Abstract

In many dryland rivers with intermittent flow, relatively deep segments of the river channel serve as refugia for aquatic life during protracted intervals between flows. Semipermanent channel segments are known as waterholes in the semiarid Cooper Creek system of western Queensland. Fractional water loss by evaporation was estimated in 15 Cooper waterholes from the increase in conservative ion (Na+ and Cl−) concentrations and independently from evaporative fractionation of oxygen and hydrogen isotopes in water. The major solute chemistry and isotope results indicated that evaporative water loss controlled the water levels between flows and that the surface waters were effectively isolated from underlying groundwater that had a distinctive chemical and isotopic composition.
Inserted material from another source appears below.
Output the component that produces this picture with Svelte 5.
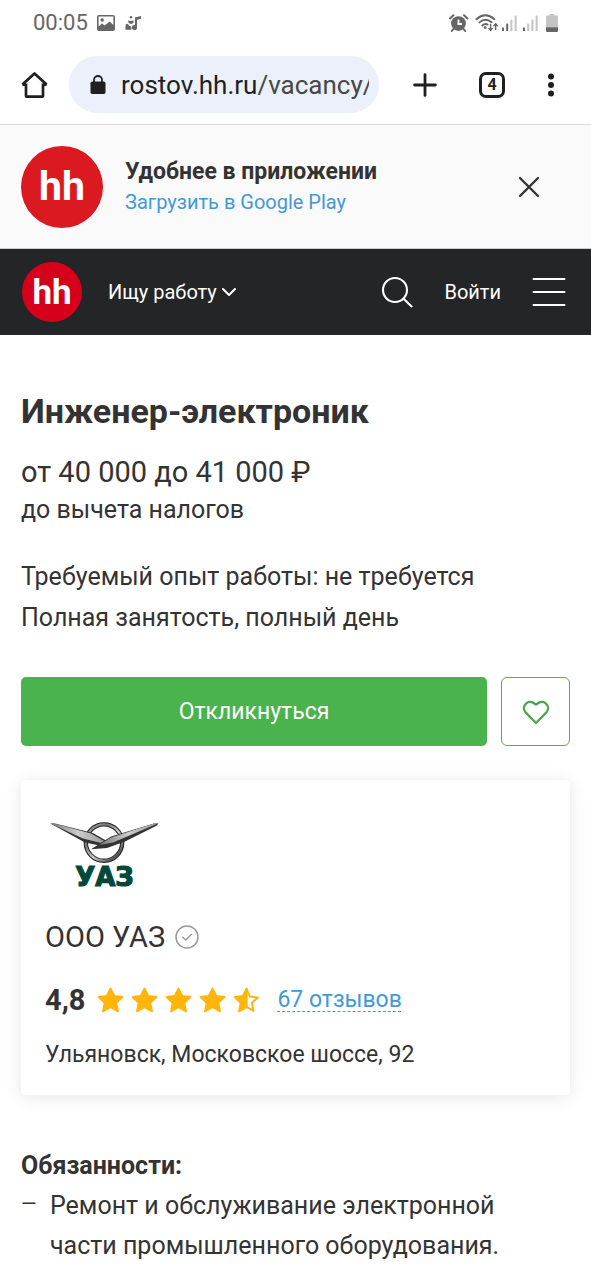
<script>
  const stars = [1, 1, 1, 1, 0.5];
  const signals = [
    ['#666', '#666', '#c4c4c4', '#c4c4c4'],
    ['#666', '#c4c4c4', '#c4c4c4', '#c4c4c4']
  ];
  let liked = $state(false);
  let bannerOpen = $state(true);
  const starPath =
    'M13 1.4 L16.8 9 L25 10 L18.9 15.8 L20.6 24.4 L13 20.2 L5.4 24.4 L7.1 15.8 L1 10 L9.2 9 Z';
</script>

<div class="page">
  <div class="status">
    <span class="time">00:05</span>
    <svg width="18" height="16" viewBox="0 0 18 16" aria-hidden="true">
      <path d="M2 0H16Q18 0 18 2V14Q18 16 16 16H2Q0 16 0 14V2Q0 0 2 0ZM1.6 1.6V11.5L5 8.6L7.6 10.6L12.6 6.6L16.4 10V1.6Z" fill="#666" fill-rule="evenodd" />
      <circle cx="5.2" cy="5" r="1.7" fill="#666" />
    </svg>
    <svg class="note" width="17" height="16" viewBox="0 0 17 16" aria-hidden="true">
      <g fill="#666">
        <path d="M10 2.4L16 1V3.8L12 4.8V12.4A2.6 2.4 0 1 1 10 10.2Z" />
        <path d="M3.2 5.2Q5.6 6.8 8.4 5.2L8.6 7.6Q6 10.4 3.4 7.6Z" />
        <path d="M0.6 9.4L3 8.8Q3.4 11.2 6.2 11.6V14.8H0.4Z" />
        <circle cx="6" cy="2.2" r="1.2" />
      </g>
    </svg>
    <span class="fill"></span>
    <svg width="20" height="18" viewBox="0 0 20 18" aria-hidden="true">
      <circle cx="9.5" cy="9.6" r="7.4" fill="#666" />
      <path d="M9.5 5.4V10H13" fill="none" stroke="#fff" stroke-width="1.8" />
      <path d="M1 4.4L4.4 1.2M15 1.2L18.4 4.4M4.4 15L2.8 17M14.6 15L16.2 17" stroke="#666" stroke-width="2" stroke-linecap="round" />
    </svg>
    <svg class="wifi" width="24" height="18" viewBox="0 0 24 18" aria-hidden="true">
      <g fill="none" stroke="#666" stroke-width="1.9" stroke-linecap="round">
        <path d="M1.4 5.2Q10.4 -2.6 19.4 5.2" />
        <path d="M4.4 8.4Q10.4 3.2 16.6 8.2" />
        <path d="M7.2 11.4Q10.2 9 12.6 10.6" />
        <path d="M15.6 10.4V16M13.8 14.4L15.6 16.4L17.4 14.4M20.6 15.6V10M18.8 11.8L20.6 9.8L22.4 11.8" stroke-width="1.4" />
      </g>
      <circle cx="10.2" cy="13.6" r="1.4" fill="#666" />
    </svg>
    {#each signals as bars}
      <svg class="signal" width="16" height="18" viewBox="0 0 16 18" aria-hidden="true">
        {#each bars as color, i}
          <rect x={i * 4.2} y={13.6 - i * 4} width="2" height={3.4 + i * 4} fill={color} />
        {/each}
      </svg>
    {/each}
    <svg width="12" height="18" viewBox="0 0 12 18" aria-hidden="true">
      <path d="M3.4 0H8.4V1.6H10.6Q12 1.6 12 3V13.4H0V3Q0 1.6 1.4 1.6H3.4Z" fill="#c4c4c4" />
      <path d="M0 13.2H12V16.8Q12 18 10.8 18H1.2Q0 18 0 16.8Z" fill="#666" />
    </svg>
  </div>

  <div class="toolbar">
    <button class="icon" aria-label="Домой">
      <svg width="28" height="28" viewBox="0 0 28 28">
        <path d="M5 12.4V24.4Q5 25.6 6.2 25.6H20.8Q22 25.6 22 24.4V12.4M1.4 13.6L13.5 2.4L25.6 13.6M1.4 13.6H5M22 13.6H25.6" fill="none" stroke="#1f1f1f" stroke-width="2.7" stroke-linejoin="round" />
      </svg>
    </button>
    <a class="address" href="#top">
      <svg width="16" height="20" viewBox="0 0 16 20" aria-hidden="true">
        <path d="M4 8V5A4 4 0 0 1 12 5V8" fill="none" stroke="#1f1f1f" stroke-width="1.8" />
        <rect x="0.5" y="6.4" width="15" height="12.6" rx="1.8" fill="#1f1f1f" />
      </svg>
      <span class="url">rostov.hh.ru<span class="path">/vacancy/</span></span>
    </a>
    <div class="tools">
      <button class="icon" aria-label="Новая вкладка">
        <svg width="24" height="24" viewBox="0 0 24 24"><path d="M12 1.6V22.4M1.6 12H22.4" stroke="#1f1f1f" stroke-width="2.8" stroke-linecap="round" /></svg>
      </button>
      <button class="tabs">4</button>
      <button class="icon" aria-label="Меню браузера">
        <svg width="8" height="24" viewBox="0 0 8 24" fill="#1f1f1f"><circle cx="4" cy="3.4" r="3" /><circle cx="4" cy="12" r="3" /><circle cx="4" cy="20.6" r="3" /></svg>
      </button>
    </div>
  </div>

  {#if bannerOpen}
    <div class="banner">
      <span class="hh big">hh</span>
      <div class="banner-text">
        <strong>Удобнее в приложении</strong>
        <a href="#app">Загрузить в Google Play</a>
      </div>
      <button class="icon" aria-label="Закрыть" onclick={() => (bannerOpen = false)}>
        <svg width="22" height="22" viewBox="0 0 22 22"><path d="M2 2L20 20M20 2L2 20" stroke="#333" stroke-width="2.4" stroke-linecap="round" /></svg>
      </button>
    </div>
  {/if}

  <nav>
    <a class="hh small" href="#home">hh</a>
    <button class="role">
      Ищу работу
      <svg width="14" height="10" viewBox="0 0 14 10"><path d="M1 2L7 8L13 2" fill="none" stroke="#fff" stroke-width="2" stroke-linecap="round" stroke-linejoin="round" /></svg>
    </button>
    <span class="fill"></span>
    <button class="icon" aria-label="Поиск">
      <svg width="32" height="32" viewBox="0 0 32 32"><g fill="none" stroke="#fff" stroke-width="2.1" stroke-linecap="round"><circle cx="14" cy="14" r="12" /><path d="M22.6 22.8L30.6 30.4" /></g></svg>
    </button>
    <a class="login" href="#login">Войти</a>
    <button class="icon" aria-label="Меню">
      <svg width="34" height="30" viewBox="0 0 34 30"><path d="M1.5 2H32.5M1.5 15H32.5M1.5 28H32.5" stroke="#fff" stroke-width="2" stroke-linecap="round" /></svg>
    </button>
  </nav>

  <main>
    <h1>Инженер-электроник</h1>
    <p class="salary">от 40 000 до 41 000 ₽</p>
    <p class="tax">до вычета налогов</p>
    <div class="terms">
      <p>Требуемый опыт работы: не требуется</p>
      <p>Полная занятость, полный день</p>
    </div>
    <div class="actions">
      <button class="apply">Откликнуться</button>
      <button class="like" aria-label="В избранное" aria-pressed={liked} onclick={() => (liked = !liked)}>
        <svg width="28" height="26" viewBox="0 0 28 26"><path d="M14 24L3.6 13.4C-1.6 7.4 6.4 -1.6 14 5.6C21.6 -1.6 29.6 7.4 24.4 13.4Z" fill={liked ? '#4bb34e' : 'none'} stroke="#4ba64e" stroke-width="2.3" stroke-linejoin="round" /></svg>
      </button>
    </div>

    <section class="card">
      <svg class="brand" width="120" height="91" viewBox="0 0 120 91" role="img" aria-label="УАЗ">
        <defs>
          <linearGradient id="ring" x1="0" y1="0" x2="1" y2="1">
            <stop offset="0" stop-color="#aaa" /><stop offset="0.3" stop-color="#777" />
            <stop offset="0.55" stop-color="#ccc" /><stop offset="0.8" stop-color="#666" /><stop offset="1" stop-color="#444" />
          </linearGradient>
          <linearGradient id="wing" x1="0" y1="0" x2="1" y2="0">
            <stop offset="0" stop-color="#777" /><stop offset="0.5" stop-color="#ccc" /><stop offset="1" stop-color="#999" />
          </linearGradient>
        </defs>
        <circle cx="59" cy="38.6" r="18.2" fill="none" stroke="#222" stroke-width="4.4" />
        <circle cx="59" cy="38.6" r="18.2" fill="none" stroke="url(#ring)" stroke-width="2.4" />
        <path d="M5.4 19.4L10 19.4L48 29L61 36.6L57 42L40 38.4Z" fill="#333" />
        <path d="M5.4 19.4L10 19.8L46 29.4L60 37.4L56 39L38 34.6Z" fill="url(#wing)" />
        <path d="M113.4 19.2L109 19.4L66 32.4L46 45.2L62 44L80 37.6L112 21.6Z" fill="#333" />
        <path d="M113.4 19.2L109 19.6L66 33.4L54 41L68 38.4Z" fill="url(#wing)" />
        <text x="59.5" y="81.5" text-anchor="middle" fill="#00483a" stroke="#00483a" stroke-width="1.2">УАЗ</text>
      </svg>
      <div class="company">
        <span>ООО УАЗ</span>
        <svg width="24" height="24" viewBox="0 0 24 24" aria-hidden="true"><g fill="none" stroke="#999" stroke-width="1.5"><circle cx="12" cy="12" r="11" /><path d="M7.2 11.8L10.8 15L16.8 9" /></g></svg>
      </div>
      <div class="rating">
        <strong>4,8</strong>
        <div class="stars">
          {#each stars as value}
            <svg width="27" height="26" viewBox="0 0 26 26" aria-hidden="true">
              {#if value === 1}
                <path d={starPath} fill="#ffb60a" stroke="#ffb60a" stroke-width="1.8" stroke-linejoin="round" />
              {:else}
                <path d="M13 2L16.4 9.6L24.4 10.4L18.3 16L20 23.8L13 19.8" fill="none" stroke="#ffb60a" stroke-width="2" stroke-linejoin="round" />
                <path d="M13.2 1.4V20.2L5.4 24.4L7.1 15.8L1 10L9.2 9Z" fill="#ffb60a" stroke="#ffb60a" stroke-width="1.8" stroke-linejoin="round" />
              {/if}
            </svg>
          {/each}
        </div>
        <a href="#reviews">67 отзывов</a>
      </div>
      <p class="place">Ульяновск, Московское шоссе, 92</p>
    </section>

    <h2>Обязанности:</h2>
    <ul>
      <li>Ремонт и обслуживание электронной части промышленного оборудования.</li>
    </ul>
  </main>
</div>

<style>
  :global(body) { margin: 0; background: #fff; }
  .page { font-family: Roboto, "Noto Sans", sans-serif; color: #333; }
  p, h1, h2, ul { margin: 0; padding: 0; }
  a { text-decoration: none; }
  svg { display: block; flex: none; }
  button { font: inherit; color: inherit; background: none; border: 0; padding: 0; cursor: pointer; }
  .fill { flex: 1; }

  .status { display: flex; align-items: center; height: 45px; padding: 0 33px; }
  .time { font-size: 22px; color: #666; margin-right: 9px; }
  .note { margin-left: 10px; }
  .wifi { margin: 0 3px 0 6px; }
  .signal { margin-right: 5px; }
  .signal + svg:last-child { margin-left: 2px; }

  .toolbar { display: flex; align-items: center; height: 79px; padding: 0 36px 0 21px; border-bottom: 1px solid #dadce0; }
  .address { flex: 1; min-width: 0; display: flex; align-items: center; gap: 15px; height: 57px; margin-left: 20px; padding: 0 10px 0 21px; border-radius: 29px; background: #ebf0fa; color: #1f1f1f; }
  .url { flex: 1; min-width: 0; overflow: hidden; white-space: nowrap; font-size: 26px; line-height: 36px; }
  .path { color: #474747; }
  .tools { display: flex; align-items: center; gap: 42px; margin-left: 34px; }
  .tabs { box-sizing: border-box; width: 26px; height: 26px; border: 3px solid #1f1f1f; border-radius: 7px; font-size: 16px; line-height: 20px; font-weight: 700; color: #1f1f1f; }

  .banner { display: flex; align-items: center; height: 124px; padding: 0 51px 0 21px; border-bottom: 1px solid #ccc; background: #fafafa; box-sizing: border-box; }
  .hh { display: flex; align-items: center; justify-content: center; flex: none; border-radius: 50%; color: #fff; font-weight: 700; line-height: 1; }
  .big { width: 82px; height: 82px; background: #da1921; font-size: 41px; }
  .small { width: 60px; height: 60px; background: #d6001c; font-size: 35px; }
  .banner-text { flex: 1; display: flex; flex-direction: column; margin-left: 22px; }
  .banner-text strong { font-size: 23px; line-height: 30px; }
  .banner-text a { font-size: 20px; line-height: 30px; color: #4299d8; }

  nav { display: flex; align-items: center; height: 86px; padding: 0 25px 0 22px; background: #232527; color: #fff; font-size: 20px; }
  .role { display: flex; align-items: center; gap: 5px; margin-left: 26px; }
  .login { color: #fff; margin: 0 31px; }

  main { padding: 55px 21px 14px; }
  h1 { font-size: 34px; line-height: 42px; font-weight: 700; }
  .salary { margin-top: 21px; font-size: 29px; line-height: 38px; }
  .tax { font-size: 25px; line-height: 38px; }
  .terms { margin-top: 27px; font-size: 25px; line-height: 41px; }
  .actions { display: flex; gap: 14px; margin-top: 39px; }
  .apply { flex: 1; height: 69px; border-radius: 5px; background: #4bb34e; color: #fff; font-size: 23px; }
  .like { display: flex; align-items: center; justify-content: center; width: 69px; height: 69px; border: 1px solid #4bb34e; border-radius: 6px; box-sizing: border-box; }

  .card { margin-top: 34px; padding: 24px; border-radius: 4px; background: #fff; box-shadow: 0 2px 18px rgba(0, 0, 0, 0.1); }
  .brand text { font: 700 26px "DejaVu Sans", sans-serif; }
  .company { display: flex; align-items: center; gap: 10px; margin-top: 24px; font-size: 29px; line-height: 36px; }
  .rating { display: flex; align-items: center; margin-top: 27px; line-height: 36px; }
  .rating strong { font-size: 29px; }
  .stars { display: flex; gap: 7px; margin: 0 17px 0 12px; }
  .rating a { font-size: 23px; color: #4299d8; text-decoration: underline dashed 1px; text-underline-offset: 4px; text-decoration-skip-ink: none; }
  .place { margin-top: 21px; font-size: 23px; line-height: 32px; }

  h2 { margin-top: 51px; font-size: 25px; line-height: 40px; font-weight: 700; }
  ul { list-style: none; padding-right: 40px; font-size: 25px; line-height: 40px; }
  li { display: flex; }
  li::before { content: "—"; flex: none; width: 29px; font-size: 20px; line-height: 36px; }
</style>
Fractional water loss rates combined with stage‐volume relationships for each basin showed a mean evaporative loss rate of 2.1 m yr−1; during that time (April‐October 2002), pan evaporation averaged 2.5 m yr−1. Site‐specific extrapolation of those estimated evaporative loss rates indicated that the waterholes would dry to 10% of their bankfull volumes in 6‐23 months, although those estimates were based on sampling in 2002, when pan evaporation rates were 18% higher than the long‐term mean. These persistence times show the importance of occasional, irregular flow pulses in sustaining these aquatic refugia; the desiccation of waterholes could become more common if future water withdrawals reduce the frequency and intensity of river flows to the point where they occur less often than annually.